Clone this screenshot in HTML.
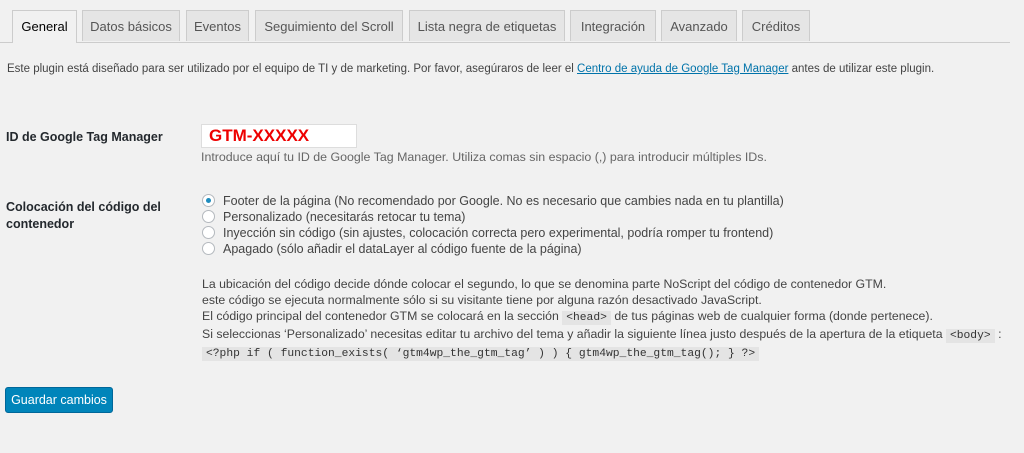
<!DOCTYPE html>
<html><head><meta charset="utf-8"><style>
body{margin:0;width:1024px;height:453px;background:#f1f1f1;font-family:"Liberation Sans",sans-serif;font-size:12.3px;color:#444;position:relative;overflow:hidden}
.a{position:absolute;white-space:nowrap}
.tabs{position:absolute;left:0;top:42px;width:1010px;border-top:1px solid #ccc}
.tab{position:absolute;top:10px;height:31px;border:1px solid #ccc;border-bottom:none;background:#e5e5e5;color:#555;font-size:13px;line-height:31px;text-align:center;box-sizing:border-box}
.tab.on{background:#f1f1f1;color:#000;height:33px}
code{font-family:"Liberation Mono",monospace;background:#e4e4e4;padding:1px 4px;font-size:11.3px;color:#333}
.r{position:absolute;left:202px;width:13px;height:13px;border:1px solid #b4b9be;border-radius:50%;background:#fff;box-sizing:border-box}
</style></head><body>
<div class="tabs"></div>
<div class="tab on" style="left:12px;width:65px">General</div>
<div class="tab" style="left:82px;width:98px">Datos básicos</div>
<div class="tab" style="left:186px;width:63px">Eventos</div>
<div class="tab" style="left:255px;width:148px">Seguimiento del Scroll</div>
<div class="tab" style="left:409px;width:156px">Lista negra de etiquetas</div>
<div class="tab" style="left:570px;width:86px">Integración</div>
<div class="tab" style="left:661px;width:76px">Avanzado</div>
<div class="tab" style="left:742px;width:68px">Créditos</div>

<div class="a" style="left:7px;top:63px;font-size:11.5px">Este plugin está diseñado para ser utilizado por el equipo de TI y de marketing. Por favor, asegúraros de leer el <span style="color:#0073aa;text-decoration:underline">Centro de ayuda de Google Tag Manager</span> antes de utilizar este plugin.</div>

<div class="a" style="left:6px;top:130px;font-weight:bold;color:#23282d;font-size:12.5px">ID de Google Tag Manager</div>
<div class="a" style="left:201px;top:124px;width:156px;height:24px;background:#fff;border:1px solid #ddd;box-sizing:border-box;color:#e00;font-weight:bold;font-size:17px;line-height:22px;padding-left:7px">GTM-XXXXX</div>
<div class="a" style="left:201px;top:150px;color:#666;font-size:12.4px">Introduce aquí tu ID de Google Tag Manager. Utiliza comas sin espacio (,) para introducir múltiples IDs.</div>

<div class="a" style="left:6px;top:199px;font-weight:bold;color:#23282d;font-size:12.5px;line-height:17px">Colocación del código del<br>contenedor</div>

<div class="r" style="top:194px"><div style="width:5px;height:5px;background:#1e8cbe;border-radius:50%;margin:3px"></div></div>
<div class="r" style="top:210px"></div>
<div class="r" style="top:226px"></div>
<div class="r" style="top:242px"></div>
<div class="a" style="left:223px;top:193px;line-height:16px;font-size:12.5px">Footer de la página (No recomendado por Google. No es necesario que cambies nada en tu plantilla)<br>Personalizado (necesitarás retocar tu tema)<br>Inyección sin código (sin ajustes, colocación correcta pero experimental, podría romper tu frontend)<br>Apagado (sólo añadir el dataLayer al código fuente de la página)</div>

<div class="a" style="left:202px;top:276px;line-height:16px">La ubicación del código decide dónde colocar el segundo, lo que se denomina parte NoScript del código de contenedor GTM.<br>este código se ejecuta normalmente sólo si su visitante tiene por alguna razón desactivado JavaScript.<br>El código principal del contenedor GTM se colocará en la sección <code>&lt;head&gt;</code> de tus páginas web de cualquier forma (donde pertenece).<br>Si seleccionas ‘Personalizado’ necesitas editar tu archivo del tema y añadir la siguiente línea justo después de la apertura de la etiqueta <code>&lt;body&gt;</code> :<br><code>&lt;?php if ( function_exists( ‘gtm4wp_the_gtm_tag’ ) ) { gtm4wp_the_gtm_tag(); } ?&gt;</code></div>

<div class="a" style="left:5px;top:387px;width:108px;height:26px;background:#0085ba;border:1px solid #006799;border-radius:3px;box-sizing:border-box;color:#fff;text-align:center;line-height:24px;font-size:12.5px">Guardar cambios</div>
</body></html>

####

• [Your objective] From the material above, copy everything exactly but the pictures.

• [Answer to this task]
Clone this screenshot in HTML.
<!DOCTYPE html>
<html><head><meta charset="utf-8"><style>
body{margin:0;width:1024px;height:453px;background:#f1f1f1;font-family:"Liberation Sans",sans-serif;font-size:12.3px;color:#444;position:relative;overflow:hidden}
.a{position:absolute;white-space:nowrap}
.tabs{position:absolute;left:0;top:42px;width:1010px;border-top:1px solid #ccc}
.tab{position:absolute;top:10px;height:31px;border:1px solid #ccc;border-bottom:none;background:#e5e5e5;color:#555;font-size:13px;line-height:31px;text-align:center;box-sizing:border-box}
.tab.on{background:#f1f1f1;color:#000;height:33px}
code{font-family:"Liberation Mono",monospace;background:#e4e4e4;padding:1px 4px;font-size:11.3px;color:#333}
.r{position:absolute;left:202px;width:13px;height:13px;border:1px solid #b4b9be;border-radius:50%;background:#fff;box-sizing:border-box}
</style></head><body>
<div class="tabs"></div>
<div class="tab on" style="left:12px;width:65px">General</div>
<div class="tab" style="left:82px;width:98px">Datos básicos</div>
<div class="tab" style="left:186px;width:63px">Eventos</div>
<div class="tab" style="left:255px;width:148px">Seguimiento del Scroll</div>
<div class="tab" style="left:409px;width:156px">Lista negra de etiquetas</div>
<div class="tab" style="left:570px;width:86px">Integración</div>
<div class="tab" style="left:661px;width:76px">Avanzado</div>
<div class="tab" style="left:742px;width:68px">Créditos</div>

<div class="a" style="left:7px;top:63px;font-size:11.5px">Este plugin está diseñado para ser utilizado por el equipo de TI y de marketing. Por favor, asegúraros de leer el <span style="color:#0073aa;text-decoration:underline">Centro de ayuda de Google Tag Manager</span> antes de utilizar este plugin.</div>

<div class="a" style="left:6px;top:130px;font-weight:bold;color:#23282d;font-size:12.5px">ID de Google Tag Manager</div>
<div class="a" style="left:201px;top:124px;width:156px;height:24px;background:#fff;border:1px solid #ddd;box-sizing:border-box;color:#e00;font-weight:bold;font-size:17px;line-height:22px;padding-left:7px">GTM-XXXXX</div>
<div class="a" style="left:201px;top:150px;color:#666;font-size:12.4px">Introduce aquí tu ID de Google Tag Manager. Utiliza comas sin espacio (,) para introducir múltiples IDs.</div>

<div class="a" style="left:6px;top:199px;font-weight:bold;color:#23282d;font-size:12.5px;line-height:17px">Colocación del código del<br>contenedor</div>

<div class="r" style="top:194px"><div style="width:5px;height:5px;background:#1e8cbe;border-radius:50%;margin:3px"></div></div>
<div class="r" style="top:210px"></div>
<div class="r" style="top:226px"></div>
<div class="r" style="top:242px"></div>
<div class="a" style="left:223px;top:193px;line-height:16px;font-size:12.5px">Footer de la página (No recomendado por Google. No es necesario que cambies nada en tu plantilla)<br>Personalizado (necesitarás retocar tu tema)<br>Inyección sin código (sin ajustes, colocación correcta pero experimental, podría romper tu frontend)<br>Apagado (sólo añadir el dataLayer al código fuente de la página)</div>

<div class="a" style="left:202px;top:276px;line-height:16px">La ubicación del código decide dónde colocar el segundo, lo que se denomina parte NoScript del código de contenedor GTM.<br>este código se ejecuta normalmente sólo si su visitante tiene por alguna razón desactivado JavaScript.<br>El código principal del contenedor GTM se colocará en la sección <code>&lt;head&gt;</code> de tus páginas web de cualquier forma (donde pertenece).<br>Si seleccionas ‘Personalizado’ necesitas editar tu archivo del tema y añadir la siguiente línea justo después de la apertura de la etiqueta <code>&lt;body&gt;</code> :<br><code>&lt;?php if ( function_exists( ‘gtm4wp_the_gtm_tag’ ) ) { gtm4wp_the_gtm_tag(); } ?&gt;</code></div>

<div class="a" style="left:5px;top:387px;width:108px;height:26px;background:#0085ba;border:1px solid #006799;border-radius:3px;box-sizing:border-box;color:#fff;text-align:center;line-height:24px;font-size:12.5px">Guardar cambios</div>
</body></html>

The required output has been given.